As cidades são, na sua essência, organismos dados à mudança. No caso da Amadora, a explosão demográfica ocorrida entre as décadas de 1950 e 1970, a que se juntou uma industrialização considerável e o aumento da produção de serviços, obrigou ao nascimento de “A Cidade Que Não Existia” (Tinta da China, 2020), título escolhido para a publicação que reúne uma série de fotografias captadas pela lente de Alfredo Cunha, um verdadeiro e transformador repositório da metamorfose que a Amadora sofreu entre os anos 1970 e 2020.
Um cidade erguida a partir das migrações internas, do surgimento de diversas frentes de urbanização, de bolsas de pobreza que fizeram da Amadora uma cidade em crise, com um longo caminho pela frente. Um estatuto que, apesar das muitas transformações, foi de certa forma persistindo com o tempo, numa espécie de estigma da suburbanidade que ficou agarrado a quem lá vive.

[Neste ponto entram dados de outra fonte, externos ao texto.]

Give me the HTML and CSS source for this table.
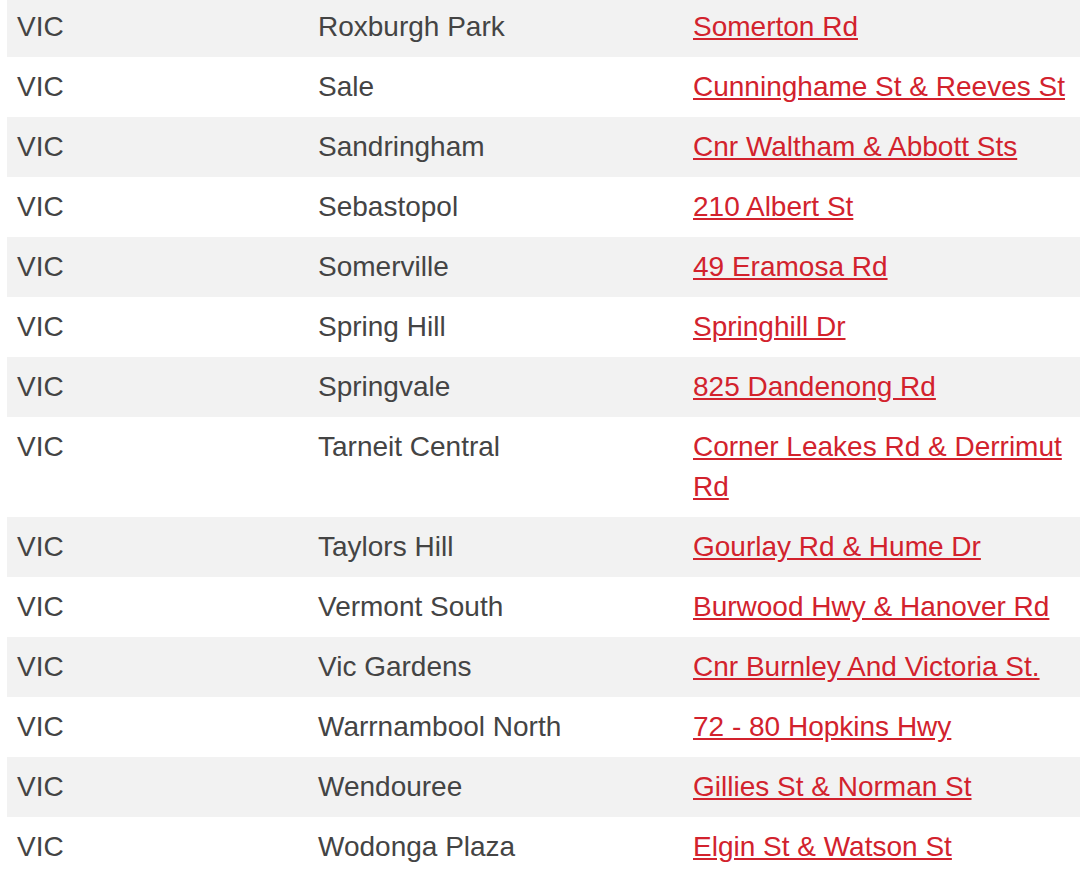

Alfredo Cunha tem acompanhado e captado os momentos decisivos da história portuguesa, e este retrato a preto e branco da metamorfose da Amadora não é excepção. Olhamos de perto os migrantes que se viram, no êxodo dos anos 1960, a “morar em barracas junto a um fio de água que atravessava uma «cidade que não existia»“, num livro onde “tudo está relacionado, mas cada unidade fala por si” – as palavras são do jornalista Luís Pedro Nunes, que assina o muito certeiro prefácio que abre o livro e enquadra este belíssimo álbum de fotografias.
Eram tempos onde os custos dos rolos e da revelação não eram muito simpáticos, tendo Alfredo Cunha, nos sete anos em que viveu e fotografou na Amadora, tirado cerca de mil fotos. Basta dizer que, nas duas visitas que fez à cidade em 2019 e 2020, acumulou mais de 20 mil fotos em formato digital. O que confere ainda mais a estas fotografias a ponderação do olhar e, de certa forma, um “estatuto universal” – ainda do prefácio -, retratando não apenas a cidade mas também muitos lugares e habitantes do Portugal de então.
Para cada fotografia, sempre num revelador preto e branco, indica-se o ano e o local, onde a estação assume sempre o papel de coração pulsante da cidade. Passeamos pelas ruas, avistamos os prédios, lemos os cartazes e a propaganda, gritamos palavras de ordem, olhamos o vestuário e passamos do trabalho ao lazer. Há ainda algumas fotografias comparativas, onde se sente a mudança dos anos e a forma como o tempo e as pessoas transformaram esta cidade que não existia.
O livro, com o selo e o esmero gráfico da Tinta da Cina, está disponível em duas edições: em formato bolso ou, para aqueles que quiserem abrir os cordões à bolsa, numa edição especial de capa dura e formato álbum (25×33 cm), limitada, numerada e incluindo uma fotografia assinada pelo autor.